■ TASK GOAL ■
Skip the pictures and repeat each line of the data exactly.

────────

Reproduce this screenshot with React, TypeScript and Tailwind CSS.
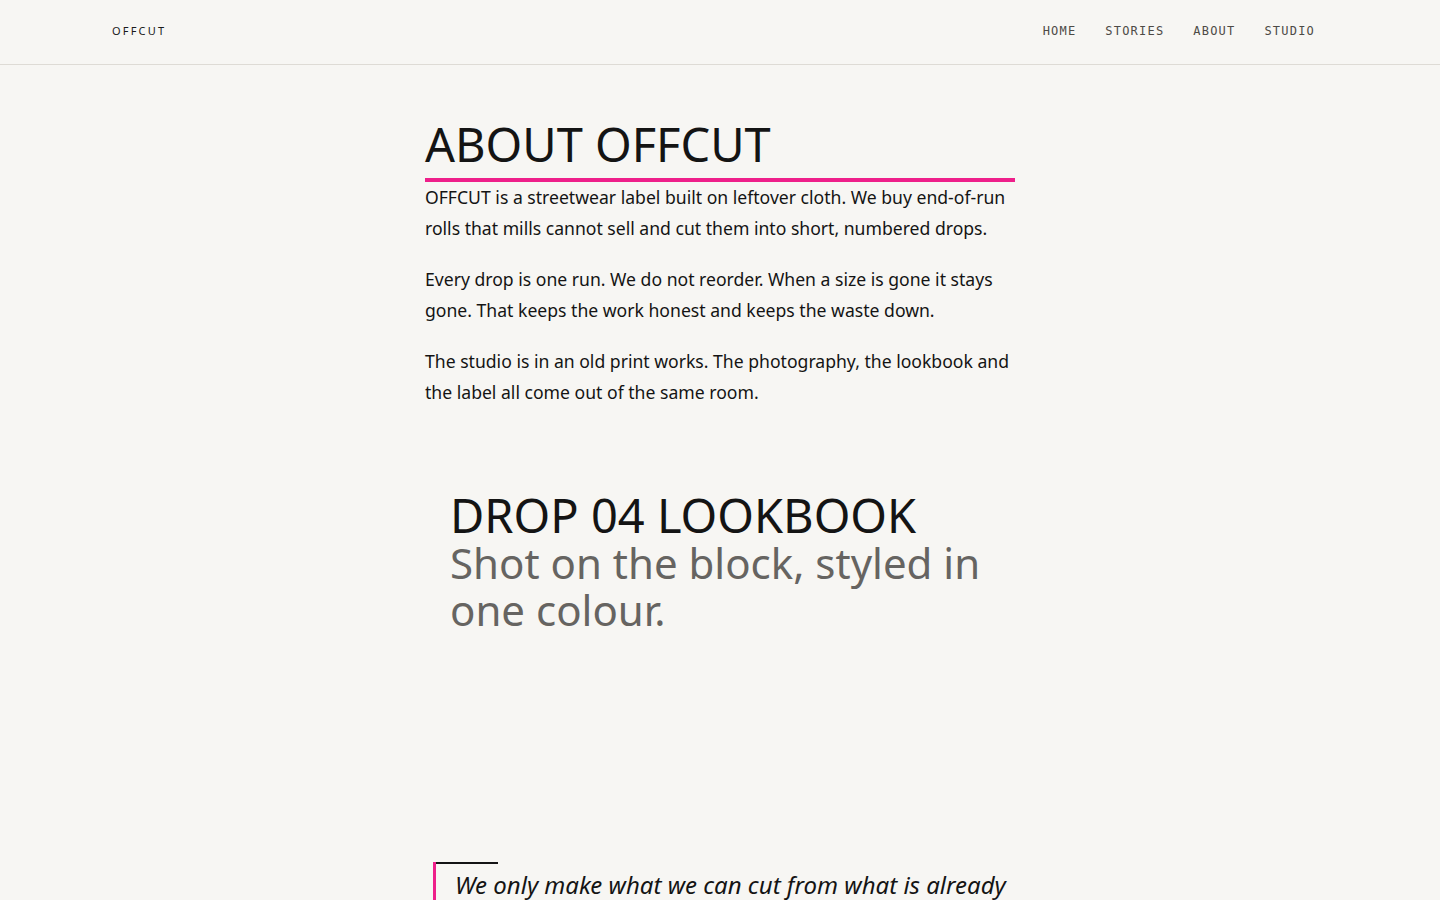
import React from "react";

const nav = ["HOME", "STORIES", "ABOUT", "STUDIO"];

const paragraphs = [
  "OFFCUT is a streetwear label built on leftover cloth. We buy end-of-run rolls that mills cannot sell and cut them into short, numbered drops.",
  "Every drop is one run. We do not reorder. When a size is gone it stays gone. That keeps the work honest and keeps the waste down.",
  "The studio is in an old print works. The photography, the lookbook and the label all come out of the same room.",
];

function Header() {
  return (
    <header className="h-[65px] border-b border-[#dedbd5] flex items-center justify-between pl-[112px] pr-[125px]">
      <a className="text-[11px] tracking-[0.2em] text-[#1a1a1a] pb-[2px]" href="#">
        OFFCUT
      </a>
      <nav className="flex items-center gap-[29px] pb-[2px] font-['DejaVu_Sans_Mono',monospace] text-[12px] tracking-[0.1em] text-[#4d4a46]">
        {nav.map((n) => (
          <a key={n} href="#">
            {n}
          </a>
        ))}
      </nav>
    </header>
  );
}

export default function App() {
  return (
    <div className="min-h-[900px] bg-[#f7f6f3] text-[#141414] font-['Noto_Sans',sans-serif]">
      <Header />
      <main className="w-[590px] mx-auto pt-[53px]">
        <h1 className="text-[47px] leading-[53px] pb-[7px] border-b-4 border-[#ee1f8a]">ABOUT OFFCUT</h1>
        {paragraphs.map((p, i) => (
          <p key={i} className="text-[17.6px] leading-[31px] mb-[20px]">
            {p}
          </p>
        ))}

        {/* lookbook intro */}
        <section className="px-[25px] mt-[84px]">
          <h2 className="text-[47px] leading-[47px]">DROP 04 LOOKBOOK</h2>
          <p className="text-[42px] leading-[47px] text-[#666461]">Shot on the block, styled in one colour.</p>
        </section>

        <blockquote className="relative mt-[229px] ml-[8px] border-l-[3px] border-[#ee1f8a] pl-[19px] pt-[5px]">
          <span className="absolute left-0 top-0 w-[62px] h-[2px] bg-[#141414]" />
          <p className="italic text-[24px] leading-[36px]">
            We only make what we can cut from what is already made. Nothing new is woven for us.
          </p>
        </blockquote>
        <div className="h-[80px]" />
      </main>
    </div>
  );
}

────────

■ FINAL ANSWER ■
Reproduce this screenshot with React, TypeScript and Tailwind CSS.
import React from "react";

const nav = ["HOME", "STORIES", "ABOUT", "STUDIO"];

const paragraphs = [
  "OFFCUT is a streetwear label built on leftover cloth. We buy end-of-run rolls that mills cannot sell and cut them into short, numbered drops.",
  "Every drop is one run. We do not reorder. When a size is gone it stays gone. That keeps the work honest and keeps the waste down.",
  "The studio is in an old print works. The photography, the lookbook and the label all come out of the same room.",
];

function Header() {
  return (
    <header className="h-[65px] border-b border-[#dedbd5] flex items-center justify-between pl-[112px] pr-[125px]">
      <a className="text-[11px] tracking-[0.2em] text-[#1a1a1a] pb-[2px]" href="#">
        OFFCUT
      </a>
      <nav className="flex items-center gap-[29px] pb-[2px] font-['DejaVu_Sans_Mono',monospace] text-[12px] tracking-[0.1em] text-[#4d4a46]">
        {nav.map((n) => (
          <a key={n} href="#">
            {n}
          </a>
        ))}
      </nav>
    </header>
  );
}

export default function App() {
  return (
    <div className="min-h-[900px] bg-[#f7f6f3] text-[#141414] font-['Noto_Sans',sans-serif]">
      <Header />
      <main className="w-[590px] mx-auto pt-[53px]">
        <h1 className="text-[47px] leading-[53px] pb-[7px] border-b-4 border-[#ee1f8a]">ABOUT OFFCUT</h1>
        {paragraphs.map((p, i) => (
          <p key={i} className="text-[17.6px] leading-[31px] mb-[20px]">
            {p}
          </p>
        ))}

        {/* lookbook intro */}
        <section className="px-[25px] mt-[84px]">
          <h2 className="text-[47px] leading-[47px]">DROP 04 LOOKBOOK</h2>
          <p className="text-[42px] leading-[47px] text-[#666461]">Shot on the block, styled in one colour.</p>
        </section>

        <blockquote className="relative mt-[229px] ml-[8px] border-l-[3px] border-[#ee1f8a] pl-[19px] pt-[5px]">
          <span className="absolute left-0 top-0 w-[62px] h-[2px] bg-[#141414]" />
          <p className="italic text-[24px] leading-[36px]">
            We only make what we can cut from what is already made. Nothing new is woven for us.
          </p>
        </blockquote>
        <div className="h-[80px]" />
      </main>
    </div>
  );
}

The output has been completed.